Published 10/28/19
By Greg Johnson
What If...
Since you were in kindergarten, soccer has been your sport. You haven’t missed a season, spring or fall. Playing competitively, you know soccer as well as anyone your age. You know the positions, the penalties, how to hit the far post goal; you know the game. You also know how to play in a controlled, aggressive way. That is, most of the time the contact you initiate is legal and fair.
At a tournament in another town, you play against a team you’ve never played before. As a right-winger, your job is to be one of the first players to push up when the ball crosses midfield. The player who is marking you is a little bigger than you—and rough. On a couple of plays early in the game he puts a hard check on you to steal the ball and move it the other way. You look at the ref for a call, but it never comes. At halftime, the score is still tied at zero.

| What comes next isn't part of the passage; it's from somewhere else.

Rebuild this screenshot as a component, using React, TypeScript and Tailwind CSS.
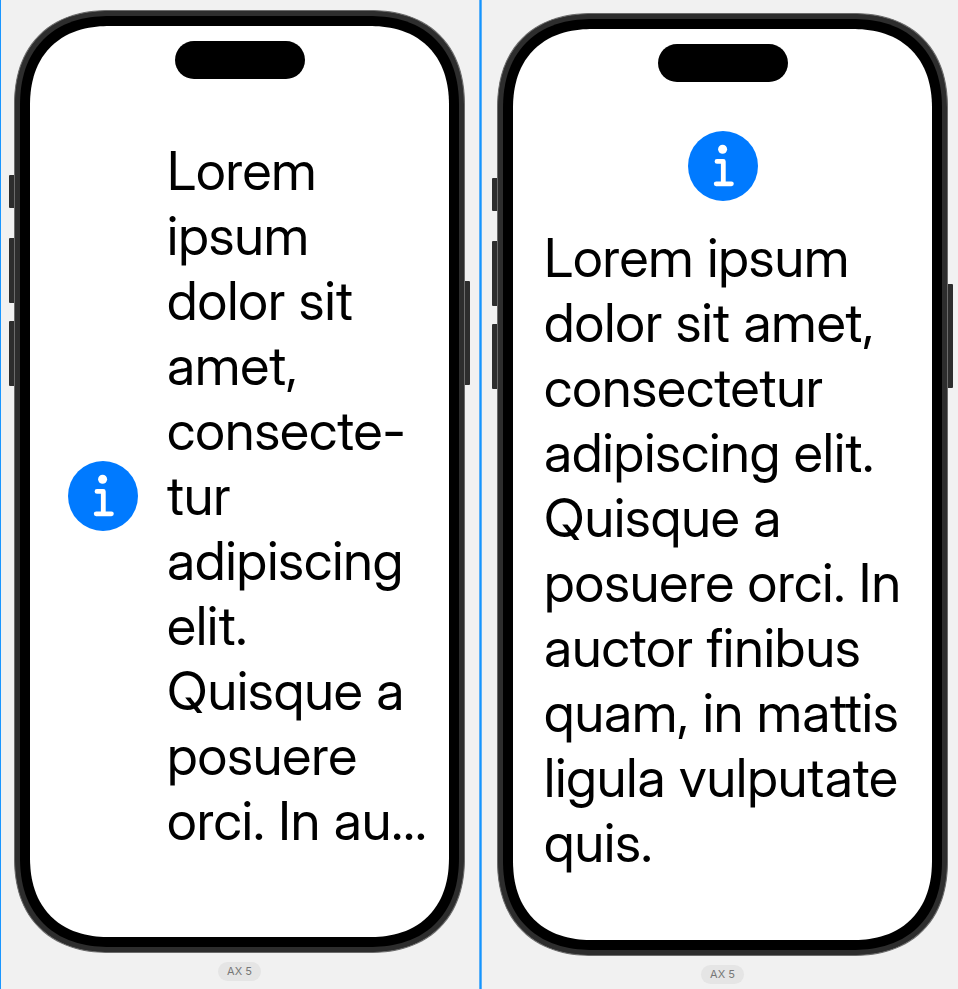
import type { ReactNode } from "react";

const truncatedLines = [
  "Lorem",
  "ipsum",
  "dolor sit",
  "amet,",
  "consecte-",
  "tur",
  "adipiscing",
  "elit.",
  "Quisque a",
  "posuere",
  "orci. In au…",
];

const fullLines = [
  "Lorem ipsum",
  "dolor sit amet,",
  "consectetur",
  "adipiscing elit.",
  "Quisque a",
  "posuere orci. In",
  "auctor finibus",
  "quam, in mattis",
  "ligula vulputate",
  "quis.",
];

function InfoIcon() {
  return (
    <svg viewBox="0 0 70 70" className="size-[70px] shrink-0" role="img" aria-label="Info">
      <circle cx="35" cy="35" r="35" fill="#007aff" />
      <circle cx="34.6" cy="18.2" r="4.5" fill="#fff" />
      <path
        d="M29 30.4h6.3v22.4M28.2 52.8h15.2"
        fill="none"
        stroke="#fff"
        strokeWidth="4.8"
        strokeLinecap="round"
        strokeLinejoin="round"
      />
    </svg>
  );
}

function BodyText({ lines }: { lines: string[] }) {
  return (
    <p className="font-['Inter_Display',Inter,sans-serif] text-[54px] leading-[65px] whitespace-nowrap text-black">
      {lines.map((line) => (
        <span key={line} className="block">
          {line}
        </span>
      ))}
    </p>
  );
}

function Phone({ children }: { children: ReactNode }) {
  return (
    <div className="relative aspect-[451/943] w-full">
      <span className="absolute top-[165px] -left-[5px] h-[33px] w-[6px] rounded-l-[1px] bg-[#2d2d2d]" />
      <span className="absolute top-[228px] -left-[5px] h-[65px] w-[6px] rounded-l-[1px] bg-[#2d2d2d]" />
      <span className="absolute top-[311px] -left-[5px] h-[65px] w-[6px] rounded-l-[1px] bg-[#2d2d2d]" />
      <span className="absolute top-[271px] -right-[5px] h-[104px] w-[6px] rounded-r-[1px] bg-[#2d2d2d]" />
      <div className="relative h-full rounded-[96px] border border-[#6b6b6b] bg-[#2d2d2d] p-[5px] [corner-shape:superellipse(1.2)]">
        <div className="h-full rounded-[90px] bg-black p-[10px] [corner-shape:superellipse(1.2)]">
          <div className="flex h-full flex-col rounded-[80px] bg-white [corner-shape:superellipse(1.2)]">
            <div className="mx-auto mt-[15px] h-[38px] w-[130px] shrink-0 rounded-full bg-black" />
            {children}
          </div>
        </div>
      </div>
    </div>
  );
}

function SizeLabel() {
  return (
    <span className="mt-[9px] rounded-full bg-[#e5e5e5] px-[9px] text-[11px] leading-[19px] text-[#777777]">
      AX 5
    </span>
  );
}

export default function App() {
  return (
    <main className="grid min-h-screen grid-cols-2 overflow-hidden bg-[#f1f1f1] font-[Inter,sans-serif]">
      <section className="flex flex-col items-center border-l border-[#1a96ff] pt-[10px] pr-[14px] pl-[13px]">
        <Phone>
          <div className="mt-[59px] flex items-center gap-[29px] pl-[38px]">
            <InfoIcon />
            <BodyText lines={truncatedLines} />
          </div>
        </Phone>
        <SizeLabel />
      </section>
      <section className="flex flex-col items-center border-l border-[#5ab0f8] pt-[13px] pr-[10px] pl-[17px] shadow-[inset_1px_0_#1495ff,inset_2px_0_#5ab0f8]">
        <Phone>
          <div className="mt-[49px] flex flex-col items-center gap-[24px] px-[31px]">
            <InfoIcon />
            <div className="self-stretch">
              <BodyText lines={fullLines} />
            </div>
          </div>
        </Phone>
        <SizeLabel />
      </section>
    </main>
  );
}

The second half begins and you take the ball down the side. The same player moves up on you and rams you right to the ground. Finally, the whistle blows. The ref pulls out his yellow card and raises it in the air.
That will keep him off of me for a while, you think. He’s got to back off and play fair now. And he does... for about another ten minutes. That’s when your team scores. In this game, with your defense playing so well, that goal could be the game winner.
Now the defense controls the ball and switches it to your side of the field. As you race down the sideline, you see that same player coming for you again, so you stop the ball and dribble it to the middle. This catches him off guard, but he quickly recovers and starts for you again—this time from behind. Just as you enter the goal box, he puts a hard trip on you from behind. Quickly the ref blows his whistle, calls the other player over and gives him a red card! Not only is he out of the game, but this eliminates him from the next game in the tournament, too.
The coach lets you shoot the penalty shot and you put it in. The game ends, you’ve won two to nothing. After the game, it’s customary for the teams to line up and shake hands at the center of the field. As the other player passes by you have to decide what you’ll say or do.
Questions to Think On
• What would you feel like doing?
• What do you think the word “gloat” means?
• When you beat someone, whether it’s in a sport or a game, do you like to rub it in?
• Mom and Dad: What do you think is the correct way to win gracefully?
What Does God Have to Say?
You should not look down on your brother in the day of his misfortune, nor rejoice over the people of Judah in the day of their destruction, nor boast so much in the day of their trouble.
But when I stumbled, they gathered in glee; attackers gathered against me when I was unaware. They slandered me without ceasing.